David Leech's hybrid Canadian Pacific class H1b Hudson built from an Aster NYC hudson and married to a USRA Mikado boiler with scratch built bodywork.











Mike Mckenna's Flying Scotsman at speed 










Dan Pantages' AC-11 at the ready for the Cab Forward-up 










Howard's Model T railtruck was a sight to be seen 










Dwight Ennis' NPC #21 is even more impressive in person. Great job Dwight, now it's time for paint! 










The fearless event organizer, Sonny, MC'ing for the Shay up. 










Jeff and Brent Redeker looking up to something devious while running Jeff's C-16 #278 










Dan Pantages brought out his S2 for some publicity shots with Peter Comley's prototype Pullman-Standard sleeper. 


















There were lots of "up's" at the NSS this year. Ruby up, Cab Forward up, Shay ups, etc. Here we see Rob Meadows and Chris Coley having a Pannier tank-up. 










Dan readying his Poison Creek heisler for a run. Looks like the steam oil, err honey from the Bear Creek is now an export item. 


















Rob Lenicheck's 0-6-0 put in another flawless performance on Sunday morning 










Tom King ran his Cricket and put a delight on some faces.


----------



## Dwight Ennis (Jan 2, 2008)

Genuinely enjoyed meeting and hanging out with all of you Ryan!  See you again next year!


----------



## cabforward (Feb 18, 2008)

Ryan 
It was fun running the three cabforwards with you guys 
Also thanks for looking at mine 
Hope t see you next year 
Matt


----------



## Jim Overland (Jan 3, 2008)

Charles, 
the GS4=GW are barely opened up. The next mod is spoilers to keep them on the track. 
jim


----------



## Charles (Jan 2, 2008)

Jim 
How about carbon fiber body, fake molded headlight, and injector (reduce drag on the axle by removal of axle pump) combined with a long, long, long straight with bank turns should get us to the 200 smph range (with a full car train). One thing for sure, Gordon knows how to build them correctly. Would be a great video from inside the cab watching the scenery go bye!!!


----------



## NHSTEAMER (Jan 2, 2008)

did anyone get a photo of the new 2-10-2?


----------



## Dwight Ennis (Jan 2, 2008)

did anyone get a photo of the new 2-10-2?
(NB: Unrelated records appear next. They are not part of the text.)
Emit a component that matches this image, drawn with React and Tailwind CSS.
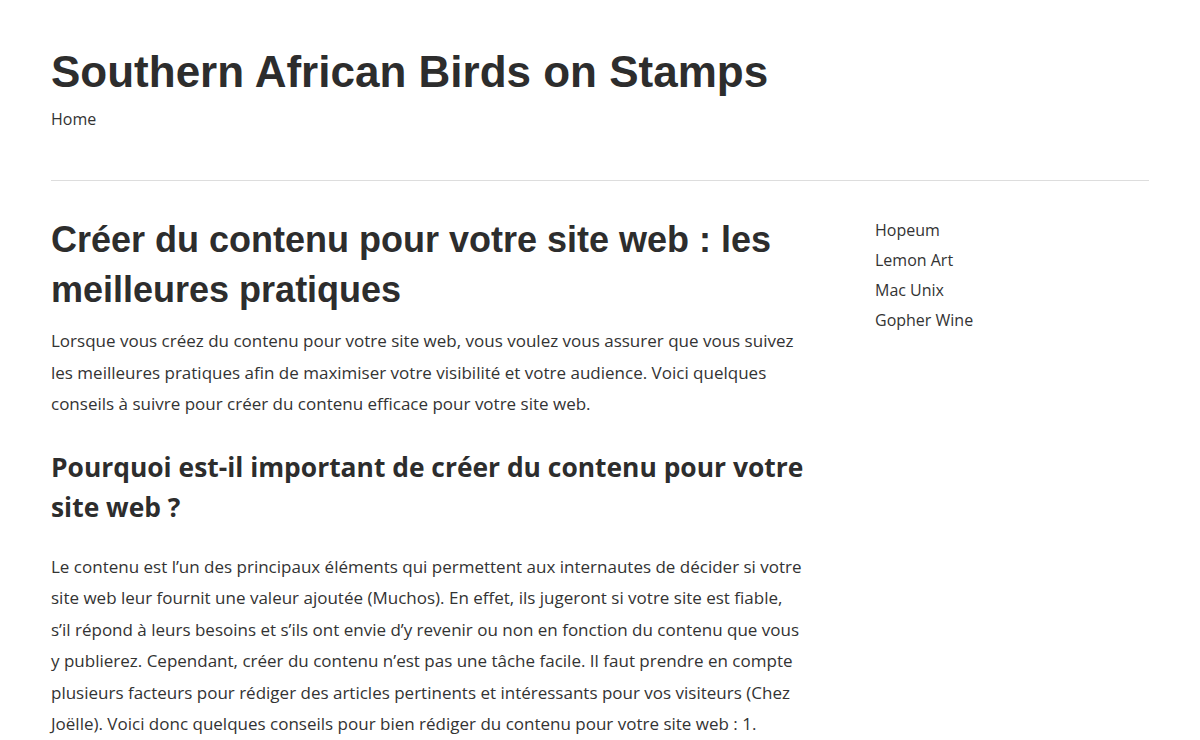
export default function App() {
  const links = ['Hopeum', 'Lemon Art', 'Mac Unix', 'Gopher Wine'];

  return (
    <div className="min-h-[740px] bg-white text-[#333] font-['Open_Sans','Noto_Sans',sans-serif]">
      <div className="px-[51px]">
        <header className="pt-[43px]">
          <h1 className="font-['Liberation_Sans',Arial,sans-serif] text-[44px] font-bold leading-[58px] text-[#2d2d2d]">
            Southern African Birds on Stamps
          </h1>
          <nav className="mt-[6px] text-[16px] leading-6">
            <a href="#">Home</a>
          </nav>
        </header>

        <hr className="mt-[49px] border-t border-[#dddddd]" />

        <div className="mt-[34px] flex">
          <main className="w-[760px]">
            <h2 className="font-['Liberation_Sans',Arial,sans-serif] text-[36px] font-bold leading-[50px] text-[#2d2d2d]">
              Créer du contenu pour votre site web : les meilleures pratiques
            </h2>
            <p className="mt-[10px] text-[17px] leading-[31.5px]">
              Lorsque vous créez du contenu pour votre site web, vous voulez vous assurer que vous suivez les meilleures
              pratiques afin de maximiser votre visibilité et votre audience. Voici quelques conseils à suivre pour créer
              du contenu efficace pour votre site web.
            </p>
            <h3 className="mt-[27px] text-[26.4px] font-bold leading-[40px] text-[#2d2d2d]">
              Pourquoi est-il important de créer du contenu pour votre site web ?
            </h3>
            <p className="mt-[24px] text-[17px] leading-[31.5px]">
              Le contenu est l’un des principaux éléments qui permettent aux internautes de décider si votre
              <br />
              site web leur fournit une valeur ajoutée (Muchos). En effet, ils jugeront si votre site est fiable,
              <br />
              s’il répond à leurs besoins et s’ils ont envie d’y revenir ou non en fonction du contenu que vous
              <br />
              y publierez. Cependant, créer du contenu n’est pas une tâche facile. Il faut prendre en compte
              <br />
              plusieurs facteurs pour rédiger des articles pertinents et intéressants pour vos visiteurs (Chez
              <br />
              Joëlle). Voici donc quelques conseils pour bien rédiger du contenu pour votre site web : 1.
            </p>
          </main>

          <aside className="ml-[64px]">
            <ul className="text-[16px] leading-[30px]">
              {links.map((l) => (
                <li key={l}>
                  <a href="#">{l}</a>
                </li>
              ))}
            </ul>
          </aside>
        </div>
      </div>
    </div>
  );
}
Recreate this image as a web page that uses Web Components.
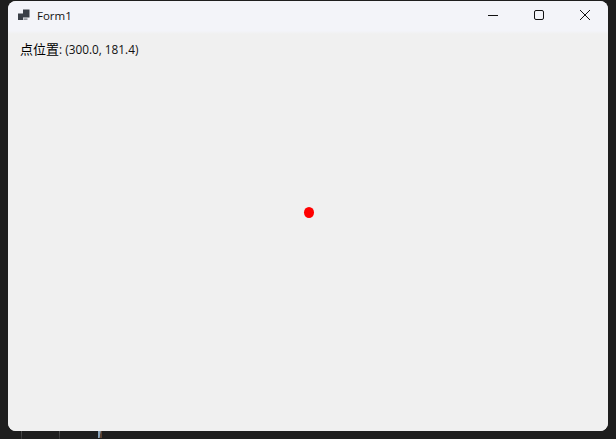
<!DOCTYPE html>
<html lang="zh">
<head>
<meta charset="utf-8">
<title>Form1</title>
<style>
    html, body { margin: 0; height: 100%; }
    body {
        background: #1e1e1e;
        overflow: hidden;
        font-family: "Segoe UI", "Open Sans", "Noto Sans", "Noto Sans CJK SC", sans-serif;
    }
</style>
</head>
<body>
<editor-backdrop>
    <form-window caption="Form1">
        <point-canvas x="300.0" y="181.4"></point-canvas>
    </form-window>
</editor-backdrop>

<script>
class EditorBackdrop extends HTMLElement {
    constructor() {
        super();
        this.attachShadow({ mode: 'open' });
        this.shadowRoot.innerHTML = `
            <style>
                :host {
                    display: flex;
                    flex-direction: column;
                    width: 616px;
                    height: 439px;
                    padding: 1px 8px 0;
                    box-sizing: border-box;
                }
                .guides {
                    display: flex;
                    height: 8px;
                    padding-left: 13px;
                }
                .guide {
                    width: 1px;
                    height: 8px;
                    background: linear-gradient(#505050, #343434);
                }
                .guide + .guide { margin-left: 37px; }
                .brace {
                    margin-left: 38px;
                    width: 4px;
                    height: 7px;
                    background: linear-gradient(100deg, #8aa4ba 45%, #5a4030 60%);
                }
            </style>
            <slot></slot>
            <div class="guides">
                <span class="guide"></span>
                <span class="guide"></span>
                <span class="brace"></span>
            </div>
        `;
    }
}
customElements.define('editor-backdrop', EditorBackdrop);

class FormWindow extends HTMLElement {
    constructor() {
        super();
        this.attachShadow({ mode: 'open' });
        this.shadowRoot.innerHTML = `
            <style>
                :host {
                    display: flex;
                    flex-direction: column;
                    width: 600px;
                    height: 430px;
                    border-radius: 8px;
                    overflow: hidden;
                    background: #f0f0f0;
                    color: #111;
                }
                .bar {
                    display: flex;
                    align-items: center;
                    height: 30px;
                    box-sizing: border-box;
                    padding: 0 0 1px 10px;
                    flex: none;
                    background: #f3f4f9;
                }
                .icon { width: 12px; height: 12px; flex: none; margin-top: -2px; }
                .caption {
                    margin-left: 7px;
                    font-size: 11.5px;
                    flex: 1;
                }
                .buttons { display: flex; height: 100%; }
                .btn {
                    width: 46px;
                    display: flex;
                    align-items: center;
                    justify-content: center;
                }
                .btn svg { width: 12px; height: 12px; margin-top: -1px; }
                .body { flex: 1; display: flex; }
            </style>
            <div class="bar">
                <svg class="icon" viewBox="0 0 12 12" fill="#3a3f47">
                    <rect x="0" y="4.5" width="5" height="6.5"/>
                    <rect x="5" y="0.5" width="6.5" height="8"/>
                    <rect x="5.5" y="9.5" width="4" height="1.2" fill="#6f737a"/>
                </svg>
                <span class="caption"></span>
                <div class="buttons">
                    <span class="btn"><svg viewBox="0 0 12 12" fill="none" stroke="#111" stroke-width="1"><path d="M1 6.5h10"/></svg></span>
                    <span class="btn"><svg viewBox="0 0 12 12" fill="none" stroke="#111" stroke-width="1"><rect x="1.5" y="1.5" width="9" height="9" rx="1.5"/></svg></span>
                    <span class="btn"><svg viewBox="0 0 12 12" fill="none" stroke="#111" stroke-width="1"><path d="M1 1l10 10M11 1L1 11"/></svg></span>
                </div>
            </div>
            <div class="body"><slot></slot></div>
        `;
    }

    connectedCallback() {
        this.shadowRoot.querySelector('.caption').textContent = this.getAttribute('caption');
    }
}
customElements.define('form-window', FormWindow);

class PointCanvas extends HTMLElement {
    constructor() {
        super();
        this.attachShadow({ mode: 'open' });
        this.shadowRoot.innerHTML = `
            <style>
                :host {
                    display: block;
                    flex: 1;
                    position: relative;
                    background: linear-gradient(#f3f4f8, #f0f0f0 3px);
                }
                .label {
                    padding: 10px 0 0 12px;
                    font-size: 11.8px;
                    line-height: 16px;
                    white-space: nowrap;
                    color: #111;
                }
                .cjk { font-size: 13px; color: #000; }
                .dot {
                    position: absolute;
                    width: 10px;
                    height: 11px;
                    border-radius: 50%;
                    background: #ff0000;
                }
            </style>
            <div class="label"><span class="cjk">点位置</span>: <span class="coords"></span></div>
            <div class="dot"></div>
        `;
    }

    connectedCallback() {
        const x = this.getAttribute('x');
        const y = this.getAttribute('y');
        this.shadowRoot.querySelector('.coords').textContent = `(${x}, ${y})`;
        // the point is drawn at its own coordinates on the form
        const dot = this.shadowRoot.querySelector('.dot');
        dot.style.left = `${Math.round(parseFloat(x)) - 4}px`;
        dot.style.top = `${Math.round(parseFloat(y)) - 5}px`;
    }
}
customElements.define('point-canvas', PointCanvas);
</script>
</body>
</html>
I didn't get photos, but I *posted a video of it*.


----------



## Jim Overland (Jan 3, 2008)

Charles, 
People keep saying I should get ball bearing wheels, but adding drag is the point! 
We should do a GS4 cab video with the Pacific ocean as the backdrop. 
It was great running with Ryan 

jim


----------



## Jim Overland (Jan 3, 2008)

Ryan, 
At the Sacramento train museum they showed that the Daylight used funky retro 1950s table china called francesca. Probably the next mod to the dining car 
jim


----------



## Charles (Jan 2, 2008)

Jim 
Ryan and Alan were highly impressed with your craftsmanship having retrofitted the Leech cars with the interiors. An inspiration to us to finish what we have started. Ryan now has a concept of how to do several cars that we could not get layout prints for. It is a lot of work to paint, layout and coordinate all the various aspect of each car, you must spend your time wisely. We might have to cut out the rally car runs, steam boats, steamups and all those retrofits that we continue to do so our cars will be complete and impressive like yours.


----------



## rbednarik (Jan 2, 2008)

Jim, 

Thanks for the extra info....now to find some 1:32 doll house china, or make some. Where's the Milliput at? 

It was a pleasure running with you as well. See you soon.


----------



## Jim Overland (Jan 3, 2008)

R- 
1:32 dollhouse is hard to find 

I may use a round paper punch on the right color cardboard 
j


----------